▶ _What you need to do_
Skip any picture you find and retype all the remaining lines exactly.

--------------------------------------------------

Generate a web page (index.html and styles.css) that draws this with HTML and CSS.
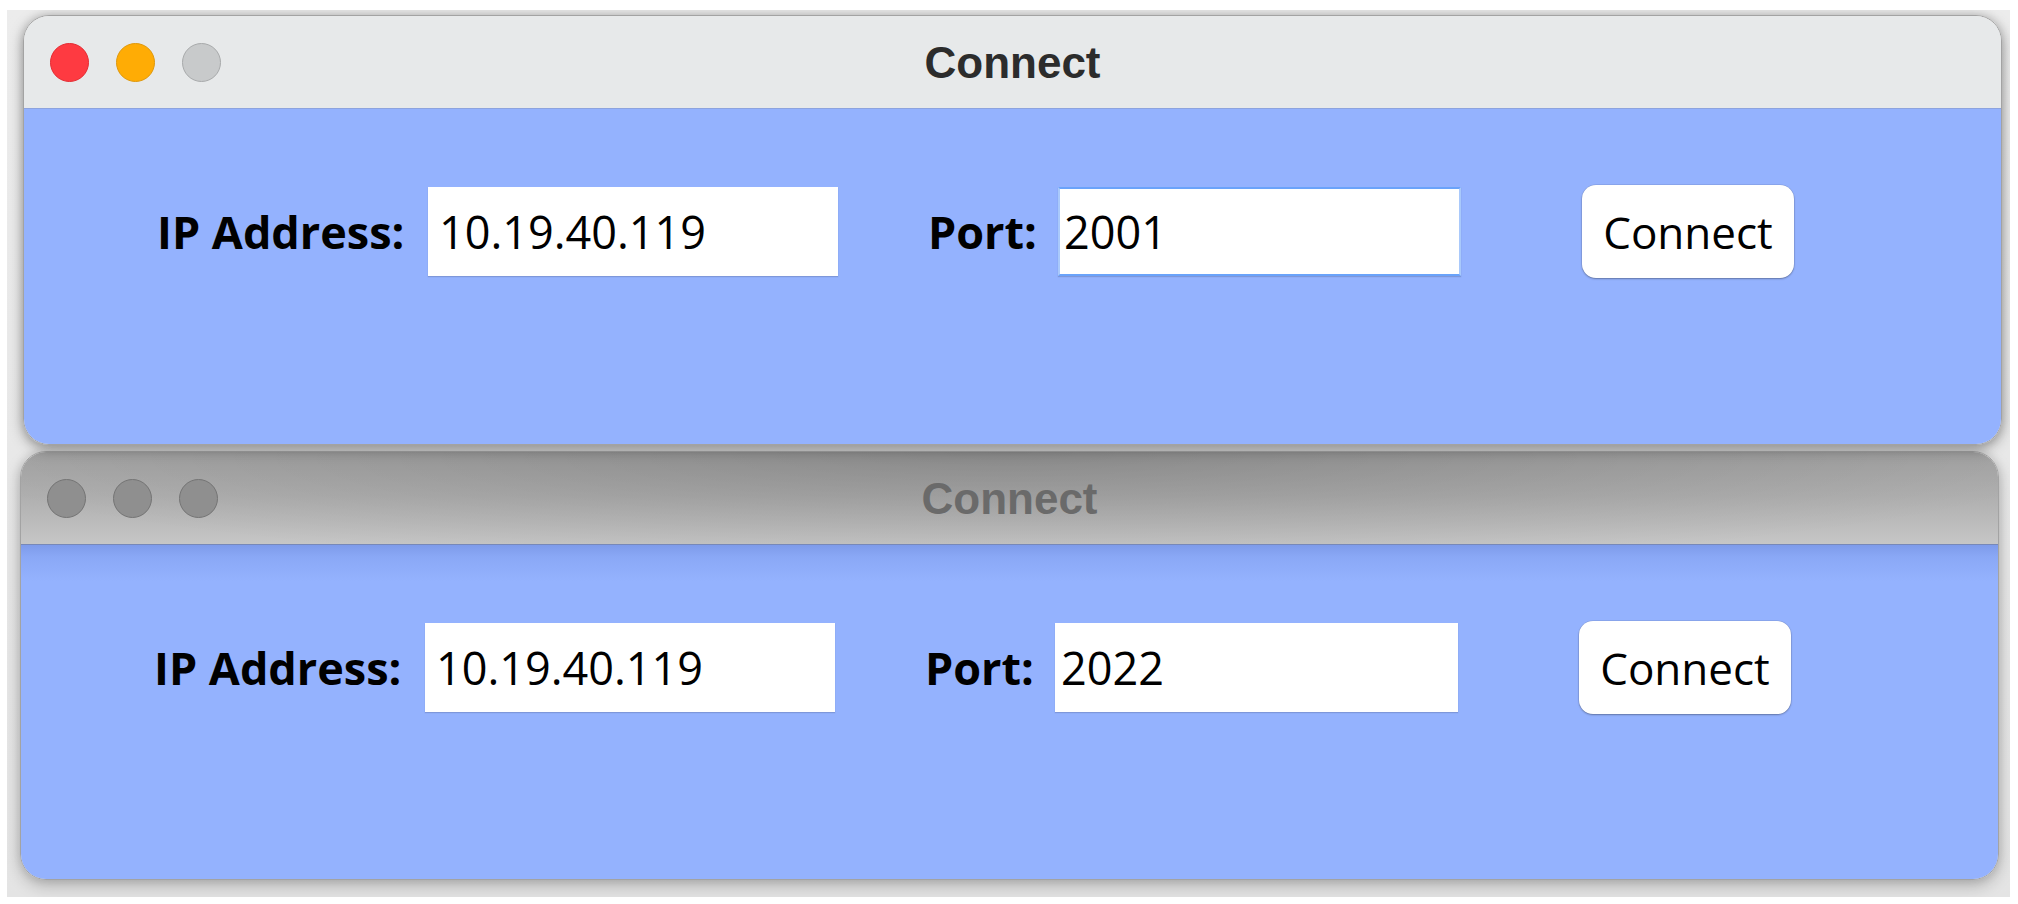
FILE: index.html
```html
<!DOCTYPE html>
<html lang="en">
<head>
<meta charset="utf-8">
<title>Connect</title>
<link rel="stylesheet" href="styles.css">
</head>
<body>
<div class="backdrop">
  <div class="window window-active">
    <div class="titlebar">
      <div class="lights">
        <span class="light light-close"></span>
        <span class="light light-min"></span>
        <span class="light light-zoom"></span>
      </div>
      <div class="title">Connect</div>
    </div>
    <div class="content">
      <div class="row">
        <label class="label label-ip">IP Address:</label>
        <div class="field field-ip">10.19.40.119</div>
        <label class="label label-port">Port:</label>
        <div class="field field-port field-focus">2001</div>
        <button class="btn">Connect</button>
      </div>
    </div>
  </div>
  <div class="window window-inactive">
    <div class="titlebar">
      <div class="lights">
        <span class="light"></span>
        <span class="light"></span>
        <span class="light"></span>
      </div>
      <div class="title">Connect</div>
    </div>
    <div class="content">
      <div class="row">
        <label class="label label-ip">IP Address:</label>
        <div class="field field-ip">10.19.40.119</div>
        <label class="label label-port">Port:</label>
        <div class="field field-port">2022</div>
        <button class="btn">Connect</button>
      </div>
    </div>
  </div>
</div>
</body>
</html>
```
FILE: styles.css
```css
* { box-sizing: border-box; }
html, body { margin: 0; padding: 0; background: #ffffff; }
body { width: 2018px; height: 904px; overflow: hidden; }

.backdrop {
  margin: 10px 0 0 7px;
  width: 2003px;
  height: 887px;
  background: linear-gradient(to bottom, #ececec, #e4e4e4);
  overflow: hidden;
  display: flex;
  flex-direction: column;
}

.window {
  width: 1979px;
  border-radius: 26px;
  overflow: hidden;
  display: flex;
  flex-direction: column;
  border: 1px solid #a3a3a3;
  position: relative;
}
.window-active {
  margin: 5px 0 0 16px;
  height: 430px;
  z-index: 2;
  box-shadow: 0 4px 14px rgba(0,0,0,0.35), 0 0 10px rgba(0,0,0,0.12);
}
.window-inactive {
  margin: 6px 0 0 13px;
  height: 429px;
  z-index: 1;
  box-shadow: 0 6px 16px rgba(0,0,0,0.22), 0 0 10px rgba(0,0,0,0.12);
}

.titlebar {
  height: 93px;
  flex: none;
  display: flex;
  align-items: center;
  position: relative;
  border-bottom: 1px solid #8da3de;
}
.window-active .titlebar { background: #e7e9ea; }
.window-inactive .titlebar {
  background:
    radial-gradient(ellipse 55% 130% at 50% 0%, rgba(0,0,0,0.16), rgba(0,0,0,0) 100%),
    linear-gradient(to bottom, #a2a2a2 0%, #b0b0b0 50%, #c6c6c6 100%);
  border-bottom-color: #7788b8;
}

.lights {
  display: flex;
  gap: 27px;
  padding-left: 26px;
  padding-top: 1px;
}
.light {
  width: 39px;
  height: 39px;
  border-radius: 50%;
  background: #8f8f8f;
  border: 1px solid #747474;
}
.light-close { background: #fe3a41; border-color: #e42b32; }
.light-min { background: #ffac05; border-color: #df980b; }
.light-zoom { background: #c8cacb; border-color: #a8aaab; }

.title {
  position: absolute;
  left: 0; right: 0; top: 0; bottom: 0;
  display: flex;
  align-items: center;
  justify-content: center;
  font-family: "Liberation Sans", Arial, sans-serif;
  font-weight: bold;
  font-size: 44px;
  color: #2c2c2c;
  padding-top: 1px;
  pointer-events: none;
}
.window-inactive .title { color: #6a6a6a; }

.content {
  flex: 1;
  background: #94b2fe;
}
.window-inactive .content {
  background: linear-gradient(to bottom, #7e9bea 0px, #8aa8f6 12px, #94b2fe 36px);
}

.row {
  display: flex;
  align-items: center;
  padding: 76px 0 0 133px;
  font-family: "Open Sans", "Noto Sans", sans-serif;
  font-size: 45px;
  color: #000;
}

.label {
  font-weight: bold;
  flex: none;
}
.label-ip { width: 271px; }
.label-port { width: 130px; margin-left: 90px; }

.field {
  flex: none;
  height: 89px;
  background: #ffffff;
  display: flex;
  align-items: center;
  box-shadow: 0 1px 1px rgba(60,70,110,0.25);
  line-height: 1;
}
.field-ip { width: 410px; padding-left: 11px; }
.field-port { width: 403px; padding-left: 6px; }
.field-focus {
  border: 2px solid #6aa3fa;
  border-left-color: #a9c9fb;
  border-right-color: #a9c9fb;
  padding-left: 4px;
}

.btn {
  flex: none;
  margin-left: 121px;
  width: 212px;
  height: 93px;
  background: #ffffff;
  border: none;
  border-radius: 14px;
  box-shadow: 0 1px 2px rgba(0,0,0,0.3), 0 0 0 0.5px rgba(0,0,0,0.12);
  font-family: "Open Sans", "Noto Sans", sans-serif;
  font-size: 44px;
  color: #000;
  padding: 0;
}
```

--------------------------------------------------

▶ _Correct output_
Generate a web page (index.html and styles.css) that draws this with HTML and CSS.
FILE: index.html
```html
<!DOCTYPE html>
<html lang="en">
<head>
<meta charset="utf-8">
<title>Connect</title>
<link rel="stylesheet" href="styles.css">
</head>
<body>
<div class="backdrop">
  <div class="window window-active">
    <div class="titlebar">
      <div class="lights">
        <span class="light light-close"></span>
        <span class="light light-min"></span>
        <span class="light light-zoom"></span>
      </div>
      <div class="title">Connect</div>
    </div>
    <div class="content">
      <div class="row">
        <label class="label label-ip">IP Address:</label>
        <div class="field field-ip">10.19.40.119</div>
        <label class="label label-port">Port:</label>
        <div class="field field-port field-focus">2001</div>
        <button class="btn">Connect</button>
      </div>
    </div>
  </div>
  <div class="window window-inactive">
    <div class="titlebar">
      <div class="lights">
        <span class="light"></span>
        <span class="light"></span>
        <span class="light"></span>
      </div>
      <div class="title">Connect</div>
    </div>
    <div class="content">
      <div class="row">
        <label class="label label-ip">IP Address:</label>
        <div class="field field-ip">10.19.40.119</div>
        <label class="label label-port">Port:</label>
        <div class="field field-port">2022</div>
        <button class="btn">Connect</button>
      </div>
    </div>
  </div>
</div>
</body>
</html>
```
FILE: styles.css
```css
* { box-sizing: border-box; }
html, body { margin: 0; padding: 0; background: #ffffff; }
body { width: 2018px; height: 904px; overflow: hidden; }

.backdrop {
  margin: 10px 0 0 7px;
  width: 2003px;
  height: 887px;
  background: linear-gradient(to bottom, #ececec, #e4e4e4);
  overflow: hidden;
  display: flex;
  flex-direction: column;
}

.window {
  width: 1979px;
  border-radius: 26px;
  overflow: hidden;
  display: flex;
  flex-direction: column;
  border: 1px solid #a3a3a3;
  position: relative;
}
.window-active {
  margin: 5px 0 0 16px;
  height: 430px;
  z-index: 2;
  box-shadow: 0 4px 14px rgba(0,0,0,0.35), 0 0 10px rgba(0,0,0,0.12);
}
.window-inactive {
  margin: 6px 0 0 13px;
  height: 429px;
  z-index: 1;
  box-shadow: 0 6px 16px rgba(0,0,0,0.22), 0 0 10px rgba(0,0,0,0.12);
}

.titlebar {
  height: 93px;
  flex: none;
  display: flex;
  align-items: center;
  position: relative;
  border-bottom: 1px solid #8da3de;
}
.window-active .titlebar { background: #e7e9ea; }
.window-inactive .titlebar {
  background:
    radial-gradient(ellipse 55% 130% at 50% 0%, rgba(0,0,0,0.16), rgba(0,0,0,0) 100%),
    linear-gradient(to bottom, #a2a2a2 0%, #b0b0b0 50%, #c6c6c6 100%);
  border-bottom-color: #7788b8;
}

.lights {
  display: flex;
  gap: 27px;
  padding-left: 26px;
  padding-top: 1px;
}
.light {
  width: 39px;
  height: 39px;
  border-radius: 50%;
  background: #8f8f8f;
  border: 1px solid #747474;
}
.light-close { background: #fe3a41; border-color: #e42b32; }
.light-min { background: #ffac05; border-color: #df980b; }
.light-zoom { background: #c8cacb; border-color: #a8aaab; }

.title {
  position: absolute;
  left: 0; right: 0; top: 0; bottom: 0;
  display: flex;
  align-items: center;
  justify-content: center;
  font-family: "Liberation Sans", Arial, sans-serif;
  font-weight: bold;
  font-size: 44px;
  color: #2c2c2c;
  padding-top: 1px;
  pointer-events: none;
}
.window-inactive .title { color: #6a6a6a; }

.content {
  flex: 1;
  background: #94b2fe;
}
.window-inactive .content {
  background: linear-gradient(to bottom, #7e9bea 0px, #8aa8f6 12px, #94b2fe 36px);
}

.row {
  display: flex;
  align-items: center;
  padding: 76px 0 0 133px;
  font-family: "Open Sans", "Noto Sans", sans-serif;
  font-size: 45px;
  color: #000;
}

.label {
  font-weight: bold;
  flex: none;
}
.label-ip { width: 271px; }
.label-port { width: 130px; margin-left: 90px; }

.field {
  flex: none;
  height: 89px;
  background: #ffffff;
  display: flex;
  align-items: center;
  box-shadow: 0 1px 1px rgba(60,70,110,0.25);
  line-height: 1;
}
.field-ip { width: 410px; padding-left: 11px; }
.field-port { width: 403px; padding-left: 6px; }
.field-focus {
  border: 2px solid #6aa3fa;
  border-left-color: #a9c9fb;
  border-right-color: #a9c9fb;
  padding-left: 4px;
}

.btn {
  flex: none;
  margin-left: 121px;
  width: 212px;
  height: 93px;
  background: #ffffff;
  border: none;
  border-radius: 14px;
  box-shadow: 0 1px 2px rgba(0,0,0,0.3), 0 0 0 0.5px rgba(0,0,0,0.12);
  font-family: "Open Sans", "Noto Sans", sans-serif;
  font-size: 44px;
  color: #000;
  padding: 0;
}
```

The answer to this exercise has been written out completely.